Pour bien dormir, il est recommandé de ne pas boire de boissons excitantes avant le coucher - comme l’alcool ou le café - éviter les écrans, ne pas trop manger et pratiquer une activité physique régulière, mais pas trop tard.
La deuxième habitude qui peut impacter la mémoire est de faire plusieurs choses en même temps. “Le cortex préfrontal nous aide à nous concentrer sur ce que nous devons faire pour atteindre nos objectifs, mais cette merveilleuse capacité s'enraye si nous passons continuellement d'un objectif à l'autre", indique le professeur Charan Ranganath. Mais attention, cette règle n’est pas valable si les deux tâches ont un lien, comme lorsque l’on suit une recette de cuisine.
Le neuroscientifique prend un exemple concret : écouter un cours et ouvrir ses mails. Selon lui, le résultat sera forcément négatif, ce qui signifie que vous ne retiendrez pas le cours. “Lorsque vous changez de cible (vous commencez à consulter vos courriels), vos neurones sont distraits et enregistrent des souvenirs fragmentaires du cours, car vous utilisez beaucoup de fonctions exécutives pour gérer le passage d'une activité à l'autre, ce qui rend difficile la formation d'un souvenir durable.”
Pour éviter cette mauvaise habitude, l’idéal est de terminer une activité avant d’en commencer une autre, de faire de vraies pauses et d’éteindre toutes les sources de distractions possibles comme, par exemple, le téléphone portable.
Troisième mauvaise habitude : la routine. En effet, ce sont les émotions - bonheur, désir, colère, etc - qui sécrètent des substances chimiques bénéfiques pour la plasticité du cerveau et la mémoire. “La plasticité du cerveau nous aide à effectuer des tâches, en particulier des tâches répétitives, de manière plus efficace”, indique le professeur Charan Ranganath.
Et pour stimuler le cerveau, pas besoin de se lancer dans des défis extrêmes. Le neuroscientifique recommande de petits changements tels que le changement régulier des mots de passe. “Lorsque vous changez le mot de passe, les neurones qui ont stocké l'ancien mot de passe se battent avec les neurones qui ont le nouveau mot de passe.”
Comment ne pas passer à côté d’une perte de mémoire ?
“Les gens pensent que leur mémoire est très bonne jusqu'à ce qu'ils réalisent, à un moment donné de leur vie, qu'elle ne l'est pas, souligne le professeur Charan Ranganath.

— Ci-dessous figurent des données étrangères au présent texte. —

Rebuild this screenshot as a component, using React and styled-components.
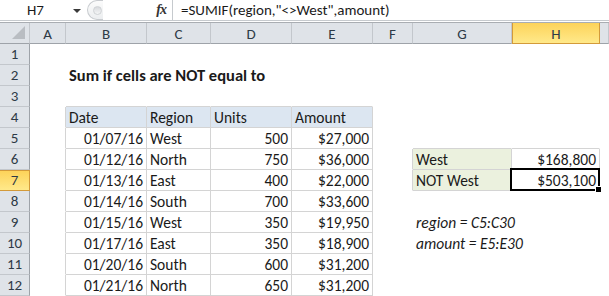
import React from 'react'
import styled, { createGlobalStyle } from 'styled-components'

const GlobalStyle = createGlobalStyle`
  html, body {
    margin: 0;
    padding: 0;
    background: #ffffff;
  }
  body {
    font-family: Carlito, Lato, 'Liberation Sans', sans-serif;
    color: #1a1a1a;
    overflow: hidden;
  }
`

const COLS = [30, 36, 81, 64, 81, 81, 40, 99, 88]
const LETTERS = ['A', 'B', 'C', 'D', 'E', 'F', 'G', 'H']
const GRID = '#d4d4d4'

const Page = styled.div`
  width: 609px;
  height: 296px;
  display: flex;
  flex-direction: column;
  overflow: hidden;
`

const FormulaBar = styled.div`
  display: flex;
  align-items: center;
  height: 20px;
  background: #ffffff;
  border-bottom: 1px solid #c6cace;
`
const NameBox = styled.div`
  width: 85px;
  height: 100%;
  display: flex;
  align-items: center;
  font-size: 15px;
  color: #1a1a1a;
  span {
    margin-left: 27px;
  }
`
const Caret = styled.div`
  margin-left: auto;
  margin-right: 4px;
  width: 0;
  height: 0;
  border-left: 4px solid transparent;
  border-right: 4px solid transparent;
  border-top: 4px solid #3a3a3a;
  margin-top: 1px;
`
const Grip = styled.div`
  width: 16px;
  height: 20px;
  margin-left: 2px;
  border-radius: 10px 0 0 10px;
  border: 1px solid #c8cbcf;
  border-right: none;
  box-sizing: border-box;
  background: linear-gradient(#fbfbfb, #eceef0);
  display: flex;
  align-items: center;
  padding-left: 5px;
  &::after {
    content: '';
    width: 7px;
    height: 7px;
    border-radius: 50%;
    background: linear-gradient(#d8dadd, #f4f5f6);
    border: 1px solid #cfd2d5;
  }
`
const FxBox = styled.div`
  width: 70px;
  height: 100%;
  display: flex;
  align-items: center;
  justify-content: flex-end;
  border-right: 1px solid #c6cace;
  box-sizing: border-box;
  padding-right: 6px;
  font-family: 'Liberation Serif', serif;
  font-style: italic;
  font-weight: bold;
  font-size: 14px;
  color: #333;
  letter-spacing: -1px;
`
const Formula = styled.div`
  padding-left: 8px;
  font-size: 15px;
  color: #1a1a1a;
  white-space: nowrap;
`
const Gap = styled.div`
  height: 2px;
  background: #ffffff;
  border-bottom: 1px solid #a9adb2;
`

const Sheet = styled.div`
  display: grid;
  grid-template-columns: ${COLS.map(c => c + 'px').join(' ')} 1fr;
  grid-template-rows: 21px repeat(12, 21px);
`

const ColHead = styled.div`
  box-sizing: border-box;
  display: flex;
  align-items: center;
  justify-content: center;
  font-size: 15px;
  color: #2e3a46;
  border-right: 1px solid ${p => (p.$active ? '#d39a3a' : '#c3c7cc')};
  border-bottom: 1px solid ${p => (p.$active ? '#d39a3a' : '#9ea3a9')};
  border-left: ${p => (p.$active ? '1px solid #d39a3a' : 'none')};
  background: ${p => (p.$active ? 'linear-gradient(#fdd35a, #ffe98a)' : '#dfe3e8')};
  padding-top: 1px;
`
const Corner = styled(ColHead)`
  position: relative;
  &::after {
    content: '';
    position: absolute;
    right: 4px;
    bottom: 4px;
    width: 0;
    height: 0;
    border-left: 13px solid transparent;
    border-bottom: 13px solid #b9bdc2;
  }
`
const RowHead = styled.div`
  box-sizing: border-box;
  display: flex;
  align-items: flex-end;
  justify-content: center;
  padding-bottom: 1px;
  font-size: 15px;
  color: #2e3a46;
  border-right: 1px solid ${p => (p.$active ? '#d39a3a' : '#9ea3a9')};
  border-bottom: 1px solid ${p => (p.$active ? '#d39a3a' : '#c3c7cc')};
  border-top: ${p => (p.$active ? '1px solid #d39a3a' : 'none')};
  background: ${p => (p.$active ? 'linear-gradient(#fdd35a, #ffe98a)' : '#dfe3e8')};
`
const Cell = styled.div`
  position: relative;
  box-sizing: border-box;
  display: flex;
  align-items: flex-end;
  justify-content: ${p => (p.$right ? 'flex-end' : 'flex-start')};
  padding: 0 3px 0 3px;
  font-size: ${p => (p.$bold ? '16.5px' : '15.5px')};
  line-height: 19px;
  white-space: nowrap;
  overflow: visible;
  font-weight: ${p => (p.$bold ? 700 : 400)};
  font-style: ${p => (p.$italic ? 'italic' : 'normal')};
  background: ${p => p.$bg || 'transparent'};
  border-right: 1px solid ${p => (p.$r ? GRID : 'transparent')};
  border-bottom: 1px solid ${p => (p.$b ? GRID : 'transparent')};
`
const Selection = styled.div`
  position: absolute;
  left: -2px;
  top: -2px;
  right: -1px;
  bottom: -1px;
  border: 2px solid #000;
  pointer-events: none;
  &::after {
    content: '';
    position: absolute;
    right: -4px;
    bottom: -4px;
    width: 5px;
    height: 5px;
    background: #000;
    border: 1px solid #fff;
  }
`

const rows = [
  ['01/07/16', 'West', 500, '$27,000'],
  ['01/12/16', 'North', 750, '$36,000'],
  ['01/13/16', 'East', 400, '$22,000'],
  ['01/14/16', 'South', 700, '$33,600'],
  ['01/15/16', 'West', 350, '$19,950'],
  ['01/17/16', 'East', 350, '$18,900'],
  ['01/20/16', 'South', 600, '$31,200'],
  ['01/21/16', 'North', 650, '$31,200'],
]

// content by [row][colIndex] where colIndex 1 = A
const content = {}
const put = (r, c, v) => { content[`${r}-${c}`] = v }
put(2, 2, { text: 'Sum if cells are NOT equal to', bold: true })
;['Date', 'Region', 'Units', 'Amount'].forEach((h, i) =>
  put(4, 2 + i, { text: h, bg: '#dce6f1' })
)
rows.forEach((r, i) => {
  put(5 + i, 2, { text: r[0], right: true })
  put(5 + i, 3, { text: r[1] })
  put(5 + i, 4, { text: String(r[2]), right: true })
  put(5 + i, 5, { text: r[3], right: true })
})
put(6, 7, { text: 'West', bg: '#ebf1de' })
put(6, 8, { text: '$168,800', right: true })
put(7, 7, { text: 'NOT West', bg: '#ebf1de' })
put(7, 8, { text: '$503,100', right: true, selected: true })
put(9, 7, { text: 'region = C5:C30', italic: true })
put(10, 7, { text: 'amount = E5:E30', italic: true })

const inTable = (r, c) =>
  (r >= 4 && r <= 12 && c >= 2 && c <= 5) ||
  (r >= 6 && r <= 7 && (c === 7 || c === 8))

export default function App () {
  const cells = []
  for (let r = 1; r <= 12; r++) {
    cells.push(
      <RowHead key={`h${r}`} $active={r === 7}>{r}</RowHead>
    )
    for (let c = 1; c <= 9; c++) {
      const v = content[`${r}-${c}`]
      const boxed = inTable(r, c)
      const rightLine = boxed || inTable(r, c + 1)
      const bottomLine = boxed || inTable(r + 1, c)
      cells.push(
        <Cell
          key={`${r}-${c}`}
          $r={rightLine}
          $b={bottomLine}
          $bg={v && v.bg}
          $right={v && v.right}
          $bold={v && v.bold}
          $italic={v && v.italic}
        >
          {v && v.text}
          {v && v.selected && <Selection />}
        </Cell>
      )
    }
  }

  return (
    <Page>
      <GlobalStyle />
      <FormulaBar>
        <NameBox>
          <span>H7</span>
          <Caret />
        </NameBox>
        <Grip />
        <FxBox>fx</FxBox>
        <Formula>=SUMIF(region,"&lt;&gt;West",amount)</Formula>
      </FormulaBar>
      <Gap />
      <Sheet>
        <Corner />
        {LETTERS.map(l => (
          <ColHead key={l} $active={l === 'H'}>{l}</ColHead>
        ))}
        <ColHead />
        {cells}
      </Sheet>
    </Page>
  )
}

Le but de la mémoire n'est pas de se souvenir du passé, bien qu'elle puisse le faire, mais d'extraire du passé les informations importantes dont nous avons besoin pour comprendre le présent et préparer l'avenir.”
Il ne faut pas surestimer sa mémoire et la tester de temps en temps. “Quelques minutes après avoir été présenté à une personne, testez-vous et essayez de dire son nom, conseille-t-il. Et au fur et à mesure de la conversation, recommencez. Plus ces tentatives sont espacées, mieux c'est.”
Enfin, l’alimentation et l’exercice physique sont aussi très importants pour la mémoire et la santé en général. Dès le plus jeune âge, ces deux éléments sont à prendre en considération pour réduire le risque de maladies neurodégénératives.
D’ici 2050, le nombre de personnes atteintes de démence en Europe doublera presque, passant à 14.298.671 dans l’Union européenne et à 18.846.286 dans l’ensemble de l’Europe, selon les prévisions d’Alzheimer Europe.